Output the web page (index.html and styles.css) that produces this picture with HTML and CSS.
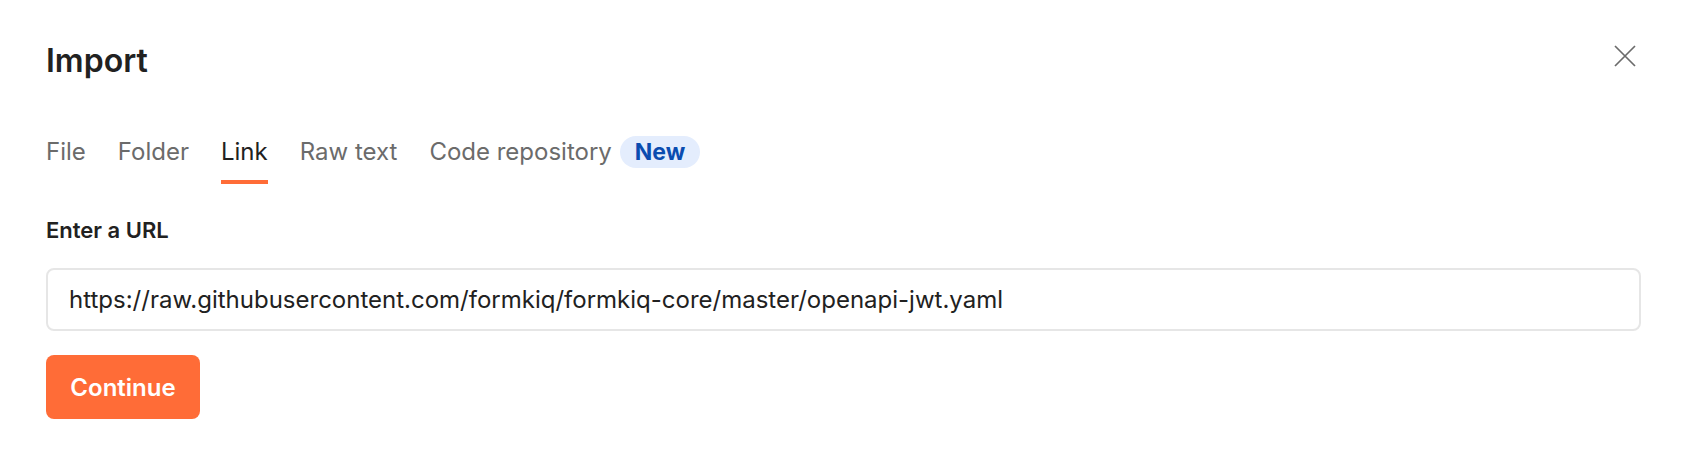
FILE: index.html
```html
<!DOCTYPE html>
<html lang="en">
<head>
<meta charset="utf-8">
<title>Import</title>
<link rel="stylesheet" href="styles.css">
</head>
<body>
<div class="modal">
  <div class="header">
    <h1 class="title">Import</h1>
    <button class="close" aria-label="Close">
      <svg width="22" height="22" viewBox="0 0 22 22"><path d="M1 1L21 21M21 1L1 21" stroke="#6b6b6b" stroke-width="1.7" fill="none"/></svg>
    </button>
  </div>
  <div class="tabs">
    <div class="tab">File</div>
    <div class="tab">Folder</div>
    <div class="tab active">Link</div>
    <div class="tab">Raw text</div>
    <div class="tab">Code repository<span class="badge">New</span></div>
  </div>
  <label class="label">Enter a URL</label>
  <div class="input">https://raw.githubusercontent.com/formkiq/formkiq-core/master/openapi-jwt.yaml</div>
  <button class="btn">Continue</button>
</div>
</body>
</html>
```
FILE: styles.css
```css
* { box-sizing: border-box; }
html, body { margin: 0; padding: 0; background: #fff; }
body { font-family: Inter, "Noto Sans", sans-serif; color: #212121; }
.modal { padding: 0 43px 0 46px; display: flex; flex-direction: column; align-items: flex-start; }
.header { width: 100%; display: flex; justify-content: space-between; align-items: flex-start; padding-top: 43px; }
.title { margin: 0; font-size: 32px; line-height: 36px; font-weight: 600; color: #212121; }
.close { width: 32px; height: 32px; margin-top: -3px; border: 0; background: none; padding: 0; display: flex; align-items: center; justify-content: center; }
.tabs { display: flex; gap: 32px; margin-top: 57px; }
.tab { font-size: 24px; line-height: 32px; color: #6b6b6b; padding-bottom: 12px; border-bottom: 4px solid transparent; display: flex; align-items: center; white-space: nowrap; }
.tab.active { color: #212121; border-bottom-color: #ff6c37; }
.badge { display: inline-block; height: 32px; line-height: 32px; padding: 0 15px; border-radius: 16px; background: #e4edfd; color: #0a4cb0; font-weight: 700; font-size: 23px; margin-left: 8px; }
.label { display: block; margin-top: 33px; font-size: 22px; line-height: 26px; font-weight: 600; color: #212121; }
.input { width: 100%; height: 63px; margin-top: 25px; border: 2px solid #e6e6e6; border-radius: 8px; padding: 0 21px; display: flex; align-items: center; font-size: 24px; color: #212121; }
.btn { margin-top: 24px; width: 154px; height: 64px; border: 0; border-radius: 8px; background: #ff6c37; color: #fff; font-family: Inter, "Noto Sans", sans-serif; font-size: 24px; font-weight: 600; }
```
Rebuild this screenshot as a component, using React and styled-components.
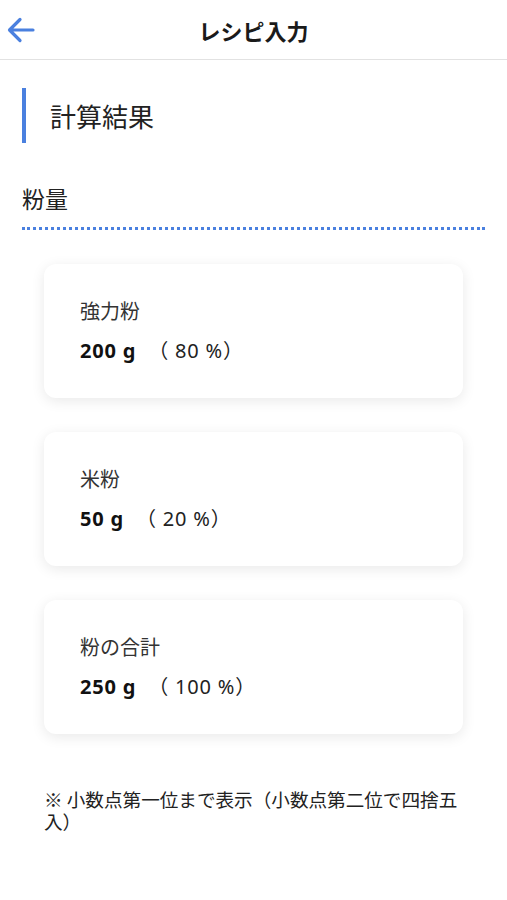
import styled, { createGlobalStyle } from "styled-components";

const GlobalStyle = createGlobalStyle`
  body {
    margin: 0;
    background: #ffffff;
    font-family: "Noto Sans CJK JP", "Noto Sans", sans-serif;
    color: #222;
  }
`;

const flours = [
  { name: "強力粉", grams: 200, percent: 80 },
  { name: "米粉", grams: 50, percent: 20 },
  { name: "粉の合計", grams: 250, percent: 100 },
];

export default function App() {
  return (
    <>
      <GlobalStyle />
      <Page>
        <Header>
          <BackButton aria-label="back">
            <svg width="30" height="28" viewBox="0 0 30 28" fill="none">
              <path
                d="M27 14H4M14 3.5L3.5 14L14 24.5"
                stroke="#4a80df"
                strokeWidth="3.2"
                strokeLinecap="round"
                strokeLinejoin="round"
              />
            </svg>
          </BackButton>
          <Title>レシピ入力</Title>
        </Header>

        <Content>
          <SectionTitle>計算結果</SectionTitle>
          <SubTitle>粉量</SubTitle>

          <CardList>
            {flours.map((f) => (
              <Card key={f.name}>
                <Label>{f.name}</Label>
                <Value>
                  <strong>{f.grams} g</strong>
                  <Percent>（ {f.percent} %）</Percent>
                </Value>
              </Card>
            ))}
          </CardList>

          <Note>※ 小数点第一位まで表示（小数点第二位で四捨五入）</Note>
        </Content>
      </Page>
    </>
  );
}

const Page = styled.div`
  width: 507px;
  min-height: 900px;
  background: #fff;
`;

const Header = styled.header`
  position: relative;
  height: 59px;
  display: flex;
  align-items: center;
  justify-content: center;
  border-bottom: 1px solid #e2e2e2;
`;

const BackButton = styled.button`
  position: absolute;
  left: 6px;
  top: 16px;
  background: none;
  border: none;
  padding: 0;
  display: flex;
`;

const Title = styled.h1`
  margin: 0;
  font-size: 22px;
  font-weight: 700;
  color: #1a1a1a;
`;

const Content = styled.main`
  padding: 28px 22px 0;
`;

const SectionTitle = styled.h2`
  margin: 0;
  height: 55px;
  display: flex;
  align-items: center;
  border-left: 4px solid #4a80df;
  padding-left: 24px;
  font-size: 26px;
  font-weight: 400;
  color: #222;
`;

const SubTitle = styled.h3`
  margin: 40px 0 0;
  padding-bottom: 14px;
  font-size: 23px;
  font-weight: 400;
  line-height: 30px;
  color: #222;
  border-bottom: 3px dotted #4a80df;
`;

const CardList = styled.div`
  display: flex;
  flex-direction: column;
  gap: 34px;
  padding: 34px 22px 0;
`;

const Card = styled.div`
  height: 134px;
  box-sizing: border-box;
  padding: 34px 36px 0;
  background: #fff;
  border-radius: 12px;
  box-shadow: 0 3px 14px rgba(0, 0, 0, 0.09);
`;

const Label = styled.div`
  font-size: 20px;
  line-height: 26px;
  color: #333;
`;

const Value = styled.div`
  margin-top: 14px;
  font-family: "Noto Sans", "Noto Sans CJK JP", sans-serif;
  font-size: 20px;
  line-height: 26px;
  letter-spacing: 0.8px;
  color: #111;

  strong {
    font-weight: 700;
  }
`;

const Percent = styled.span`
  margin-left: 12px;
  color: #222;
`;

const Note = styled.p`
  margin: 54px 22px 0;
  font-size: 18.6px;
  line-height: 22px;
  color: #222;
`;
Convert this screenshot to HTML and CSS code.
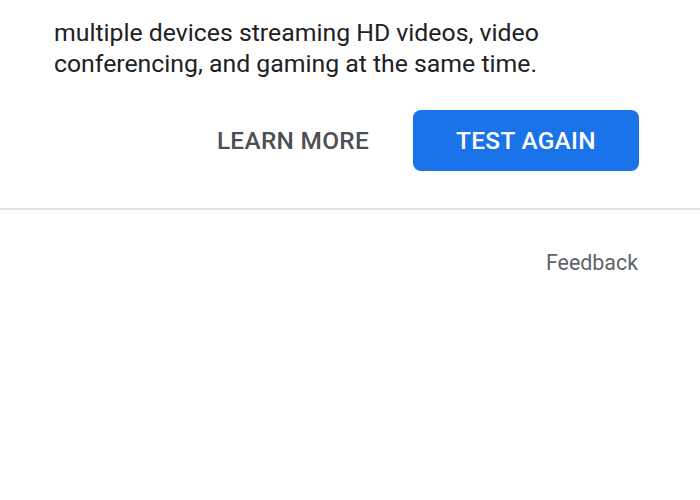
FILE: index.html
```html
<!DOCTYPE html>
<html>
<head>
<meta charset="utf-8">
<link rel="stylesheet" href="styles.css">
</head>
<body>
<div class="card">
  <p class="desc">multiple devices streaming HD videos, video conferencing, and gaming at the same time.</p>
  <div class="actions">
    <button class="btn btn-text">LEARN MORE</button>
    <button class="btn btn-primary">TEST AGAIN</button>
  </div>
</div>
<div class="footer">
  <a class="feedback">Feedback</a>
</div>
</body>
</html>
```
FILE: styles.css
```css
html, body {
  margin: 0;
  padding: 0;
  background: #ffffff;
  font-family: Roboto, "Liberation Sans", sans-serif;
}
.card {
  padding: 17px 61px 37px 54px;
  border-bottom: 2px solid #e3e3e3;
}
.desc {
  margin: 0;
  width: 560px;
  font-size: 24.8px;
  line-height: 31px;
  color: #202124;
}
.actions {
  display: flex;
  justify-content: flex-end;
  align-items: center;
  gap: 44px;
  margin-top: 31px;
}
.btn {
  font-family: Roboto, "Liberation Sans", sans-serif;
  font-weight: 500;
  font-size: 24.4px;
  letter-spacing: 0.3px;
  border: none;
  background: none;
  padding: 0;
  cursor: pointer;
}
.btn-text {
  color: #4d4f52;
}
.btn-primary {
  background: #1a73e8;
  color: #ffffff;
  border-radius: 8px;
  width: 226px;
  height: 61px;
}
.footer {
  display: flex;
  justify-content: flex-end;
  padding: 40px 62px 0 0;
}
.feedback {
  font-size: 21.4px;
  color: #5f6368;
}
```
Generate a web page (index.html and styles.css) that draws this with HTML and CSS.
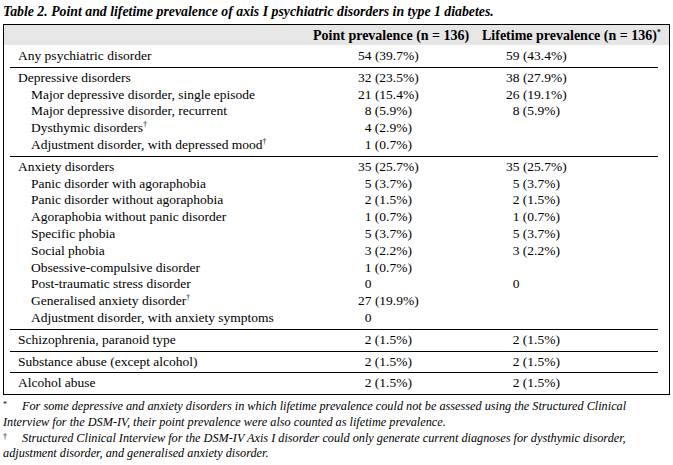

• _Stated task_
Reproduce the material in its entirety and word for word, without the pictures.

• _Result of the task_
Output the web page (index.html and styles.css) that produces this picture with HTML and CSS.
FILE: index.html
```html
<!DOCTYPE html>
<html lang="en">
<head>
<meta charset="utf-8">
<title>Import</title>
<link rel="stylesheet" href="styles.css">
</head>
<body>
<div class="modal">
  <div class="header">
    <h1 class="title">Import</h1>
    <button class="close" aria-label="Close">
      <svg width="22" height="22" viewBox="0 0 22 22"><path d="M1 1L21 21M21 1L1 21" stroke="#6b6b6b" stroke-width="1.7" fill="none"/></svg>
    </button>
  </div>
  <div class="tabs">
    <div class="tab">File</div>
    <div class="tab">Folder</div>
    <div class="tab active">Link</div>
    <div class="tab">Raw text</div>
    <div class="tab">Code repository<span class="badge">New</span></div>
  </div>
  <label class="label">Enter a URL</label>
  <div class="input">https://raw.githubusercontent.com/formkiq/formkiq-core/master/openapi-jwt.yaml</div>
  <button class="btn">Continue</button>
</div>
</body>
</html>
```
FILE: styles.css
```css
* { box-sizing: border-box; }
html, body { margin: 0; padding: 0; background: #fff; }
body { font-family: Inter, "Noto Sans", sans-serif; color: #212121; }
.modal { padding: 0 43px 0 46px; display: flex; flex-direction: column; align-items: flex-start; }
.header { width: 100%; display: flex; justify-content: space-between; align-items: flex-start; padding-top: 43px; }
.title { margin: 0; font-size: 32px; line-height: 36px; font-weight: 600; color: #212121; }
.close { width: 32px; height: 32px; margin-top: -3px; border: 0; background: none; padding: 0; display: flex; align-items: center; justify-content: center; }
.tabs { display: flex; gap: 32px; margin-top: 57px; }
.tab { font-size: 24px; line-height: 32px; color: #6b6b6b; padding-bottom: 12px; border-bottom: 4px solid transparent; display: flex; align-items: center; white-space: nowrap; }
.tab.active { color: #212121; border-bottom-color: #ff6c37; }
.badge { display: inline-block; height: 32px; line-height: 32px; padding: 0 15px; border-radius: 16px; background: #e4edfd; color: #0a4cb0; font-weight: 700; font-size: 23px; margin-left: 8px; }
.label { display: block; margin-top: 33px; font-size: 22px; line-height: 26px; font-weight: 600; color: #212121; }
.input { width: 100%; height: 63px; margin-top: 25px; border: 2px solid #e6e6e6; border-radius: 8px; padding: 0 21px; display: flex; align-items: center; font-size: 24px; color: #212121; }
.btn { margin-top: 24px; width: 154px; height: 64px; border: 0; border-radius: 8px; background: #ff6c37; color: #fff; font-family: Inter, "Noto Sans", sans-serif; font-size: 24px; font-weight: 600; }
```
Rebuild this screenshot as a component, using React and styled-components.
import styled, { createGlobalStyle } from "styled-components";

const GlobalStyle = createGlobalStyle`
  body {
    margin: 0;
    background: #ffffff;
    font-family: "Noto Sans CJK JP", "Noto Sans", sans-serif;
    color: #222;
  }
`;

const flours = [
  { name: "強力粉", grams: 200, percent: 80 },
  { name: "米粉", grams: 50, percent: 20 },
  { name: "粉の合計", grams: 250, percent: 100 },
];

export default function App() {
  return (
    <>
      <GlobalStyle />
      <Page>
        <Header>
          <BackButton aria-label="back">
            <svg width="30" height="28" viewBox="0 0 30 28" fill="none">
              <path
                d="M27 14H4M14 3.5L3.5 14L14 24.5"
                stroke="#4a80df"
                strokeWidth="3.2"
                strokeLinecap="round"
                strokeLinejoin="round"
              />
            </svg>
          </BackButton>
          <Title>レシピ入力</Title>
        </Header>

        <Content>
          <SectionTitle>計算結果</SectionTitle>
          <SubTitle>粉量</SubTitle>

          <CardList>
            {flours.map((f) => (
              <Card key={f.name}>
                <Label>{f.name}</Label>
                <Value>
                  <strong>{f.grams} g</strong>
                  <Percent>（ {f.percent} %）</Percent>
                </Value>
              </Card>
            ))}
          </CardList>

          <Note>※ 小数点第一位まで表示（小数点第二位で四捨五入）</Note>
        </Content>
      </Page>
    </>
  );
}

const Page = styled.div`
  width: 507px;
  min-height: 900px;
  background: #fff;
`;

const Header = styled.header`
  position: relative;
  height: 59px;
  display: flex;
  align-items: center;
  justify-content: center;
  border-bottom: 1px solid #e2e2e2;
`;

const BackButton = styled.button`
  position: absolute;
  left: 6px;
  top: 16px;
  background: none;
  border: none;
  padding: 0;
  display: flex;
`;

const Title = styled.h1`
  margin: 0;
  font-size: 22px;
  font-weight: 700;
  color: #1a1a1a;
`;

const Content = styled.main`
  padding: 28px 22px 0;
`;

const SectionTitle = styled.h2`
  margin: 0;
  height: 55px;
  display: flex;
  align-items: center;
  border-left: 4px solid #4a80df;
  padding-left: 24px;
  font-size: 26px;
  font-weight: 400;
  color: #222;
`;

const SubTitle = styled.h3`
  margin: 40px 0 0;
  padding-bottom: 14px;
  font-size: 23px;
  font-weight: 400;
  line-height: 30px;
  color: #222;
  border-bottom: 3px dotted #4a80df;
`;

const CardList = styled.div`
  display: flex;
  flex-direction: column;
  gap: 34px;
  padding: 34px 22px 0;
`;

const Card = styled.div`
  height: 134px;
  box-sizing: border-box;
  padding: 34px 36px 0;
  background: #fff;
  border-radius: 12px;
  box-shadow: 0 3px 14px rgba(0, 0, 0, 0.09);
`;

const Label = styled.div`
  font-size: 20px;
  line-height: 26px;
  color: #333;
`;

const Value = styled.div`
  margin-top: 14px;
  font-family: "Noto Sans", "Noto Sans CJK JP", sans-serif;
  font-size: 20px;
  line-height: 26px;
  letter-spacing: 0.8px;
  color: #111;

  strong {
    font-weight: 700;
  }
`;

const Percent = styled.span`
  margin-left: 12px;
  color: #222;
`;

const Note = styled.p`
  margin: 54px 22px 0;
  font-size: 18.6px;
  line-height: 22px;
  color: #222;
`;
Convert this screenshot to HTML and CSS code.
FILE: index.html
```html
<!DOCTYPE html>
<html>
<head>
<meta charset="utf-8">
<link rel="stylesheet" href="styles.css">
</head>
<body>
<div class="card">
  <p class="desc">multiple devices streaming HD videos, video conferencing, and gaming at the same time.</p>
  <div class="actions">
    <button class="btn btn-text">LEARN MORE</button>
    <button class="btn btn-primary">TEST AGAIN</button>
  </div>
</div>
<div class="footer">
  <a class="feedback">Feedback</a>
</div>
</body>
</html>
```
FILE: styles.css
```css
html, body {
  margin: 0;
  padding: 0;
  background: #ffffff;
  font-family: Roboto, "Liberation Sans", sans-serif;
}
.card {
  padding: 17px 61px 37px 54px;
  border-bottom: 2px solid #e3e3e3;
}
.desc {
  margin: 0;
  width: 560px;
  font-size: 24.8px;
  line-height: 31px;
  color: #202124;
}
.actions {
  display: flex;
  justify-content: flex-end;
  align-items: center;
  gap: 44px;
  margin-top: 31px;
}
.btn {
  font-family: Roboto, "Liberation Sans", sans-serif;
  font-weight: 500;
  font-size: 24.4px;
  letter-spacing: 0.3px;
  border: none;
  background: none;
  padding: 0;
  cursor: pointer;
}
.btn-text {
  color: #4d4f52;
}
.btn-primary {
  background: #1a73e8;
  color: #ffffff;
  border-radius: 8px;
  width: 226px;
  height: 61px;
}
.footer {
  display: flex;
  justify-content: flex-end;
  padding: 40px 62px 0 0;
}
.feedback {
  font-size: 21.4px;
  color: #5f6368;
}
```
Generate a web page (index.html and styles.css) that draws this with HTML and CSS.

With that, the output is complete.